# Does Anyone Try To Befriend Other Shy or Quiet People?



## Darktower776 (Aug 16, 2013)

Say you are at work or school and you notice there are maybe a couple of other people that are very quiet or seemingly shy. Do you try to approach them and talk to them?

Would you try to befriend them or would it seem too difficult because they would be shy and maybe socially awkward too?


----------



## louiselouisa (Jul 12, 2012)

I notice people that I thought were shy aren't actually shy...

eta: probably they are but aren't as shy as I thought they would be and it's not guaranteed you'll get close to them. so go for it, probably they actually have things to say.


----------



## Darktower776 (Aug 16, 2013)

louiselouisa said:


> I notice people that I thought were shy aren't actually shy...


Yeah I'm sure that is true sometimes. Also I guess there is a difference from a "typical" shy person and one with SA or other similar disorders.


----------



## TheAceInTheHole (Jan 10, 2013)

Yeah sometimes. I've done it several times throughout high school. It's actually pretty easy after you've worked up the courage. For me anyways...


----------



## Kalliber (Aug 18, 2012)

i tried at school but none .-.


----------



## KelsKels (Oct 4, 2011)

I feel like its harder to befriend shy people because conversations can get painfully awkward. I knew some kids in high school that were really shy and timid, and I always tried to smile whenever I saw them and make simple conversation, but never really tried to be good friends with them. Then again I didn't really try to make good friends with anyone.. I just find it a lot easier to talk to really outgoing people. Er.. listen while outgoing people talk to you. Then nod your head and agree. Lol. In school it seemed like the alternative social girls gravitated towards me. I could use that to describe all the "friends" I made there. I feel *a lot* less anxious around other shy people though, like they don't judge me as much.


----------



## Madramelech (May 31, 2013)

Yep that's why i'm here.


----------



## Greenleaf62 (Aug 1, 2013)

I would if there were ever any other shy or quiet people around.


----------



## Ntln (Apr 27, 2012)

Sometimes yeah. I agree with the people who say it's harder to befriend them due to awkwardness, but it forces me to take initiative, which means not only do I make a relatable friend, but I get to improve my anxiety. It's rare for me to meet other shy people and they often look really busy, so it's difficult breaking the ice with them.


----------



## moloko (May 1, 2013)

I will in the future. This forum opened my eyes in that regard. Always ignored them to some degree before.


----------



## Outofmycomfortzone (Sep 3, 2013)

Ooh ooh, I do! 

All of the best friends I ever had were all super outgoing and persistent with me to be my friend (I was really lucky about that) but when I initiate a friendship, its usually with a shy, quiet person.
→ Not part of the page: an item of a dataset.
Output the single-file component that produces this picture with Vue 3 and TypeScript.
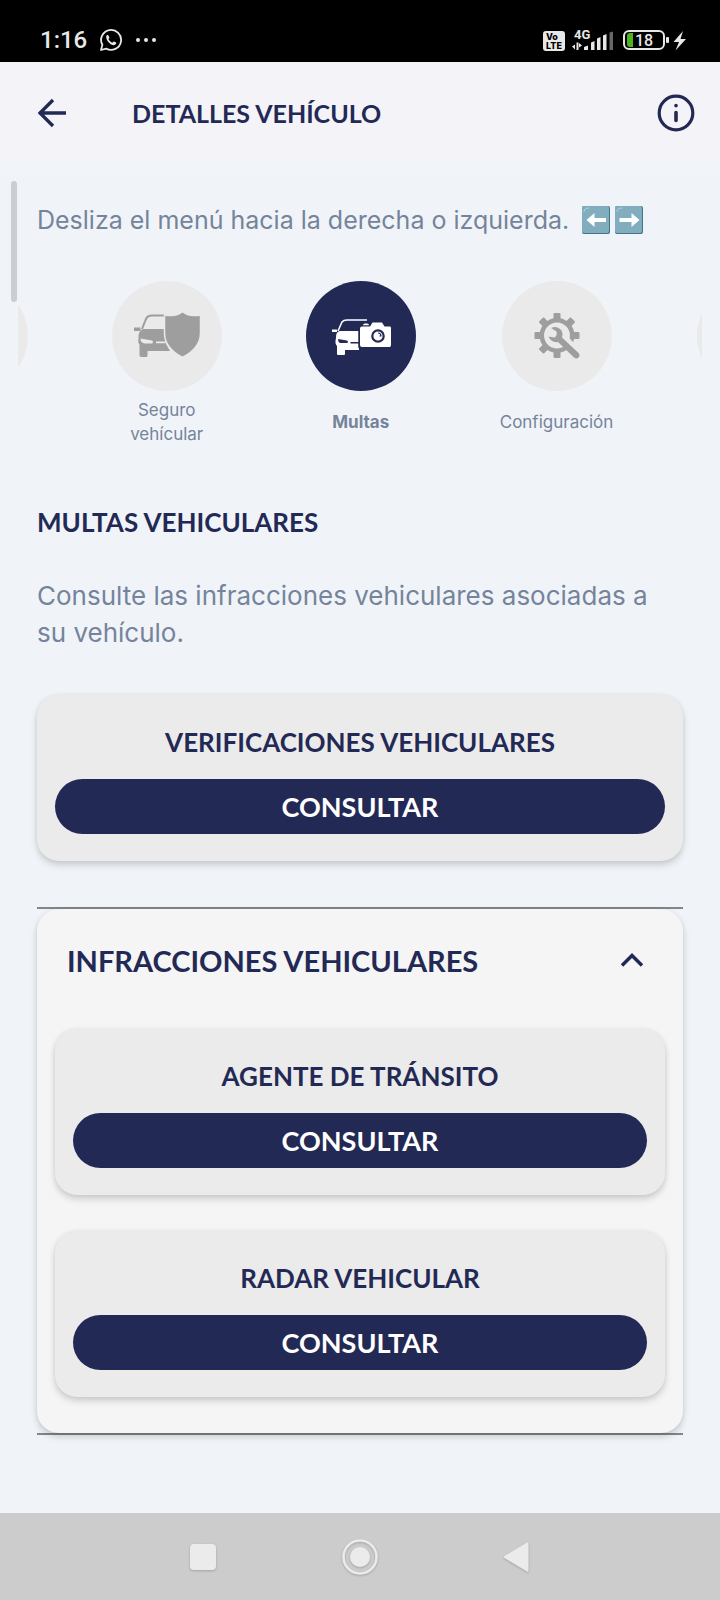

I understand how they feel and I feel more comfortable talking to them because I know they are also nervous talking to other people. Making friends with other introverts is nice because you guys can talk about how much you enjoy comfortable silence and you don't really feel pressured to talk while you enjoy each other's presence.


----------



## Outofmycomfortzone (Sep 3, 2013)

I'd also like to say, if _you_ don't want to form friendships with shy people, then why would anyone else want to be your friend? It sounds a lot meaner than what I mean but I can't think of any other way to say it. 
I live by the Golden Rule. If you think its too hard and awkward to be friends with a quiet person then doesn't it stand to reason other people will find it too difficult to be friends with you too? (This is, of course, assuming you are quiet/shy/socially awkward.)
So give them a chance and get as much experience as possible talking to and making friends with someone.


----------



## Tinydancer20 (Jun 17, 2013)

Yeah it's easier to be friends with quiet people. I find with outgoing people that they may be wondering why I don't talk as much as them and sometimes they point it out and I don't like it to be pointed out because then I feel more self conscious about my shyness and anxiety.


----------



## paintgirl (Mar 7, 2013)

In a perfect world, all the shy people with SA could all group together and life would be great. I try sitting with other people who are sitting alone at the dining halls and they either look at me like I'm an idiot or make the conversation really awkward.


----------



## AxeDroid (Jan 11, 2013)

I did this a lot in HS but it never worked out.


----------



## FunkyFedoras (Aug 30, 2013)

Lol and if you have tried and it didn't work out, you realize why people never talk to you. XD it becomes really relatable as to how others see me.


----------



## Letmebe (Dec 17, 2012)

I have tried, but idk it gets awkward at times.


----------



## awkwardsilent (Jun 14, 2012)

I tend to, I am not particularily shy anymore though. I more gravitated towards the other "misfits" whether they were actually shy or, simply just not included. I tend to take the reach out to those who seem like they need a friend approach to building friendships. I do find relationships with shyer people develop more slowly and thats okay. Although one of us usually moves , just the nature of life I moved around a lot when I was younger, and now that I'm 'settled' I seem to form friendships with people that end up moving... ah well. As they say, thats the way the cookie crumbles! 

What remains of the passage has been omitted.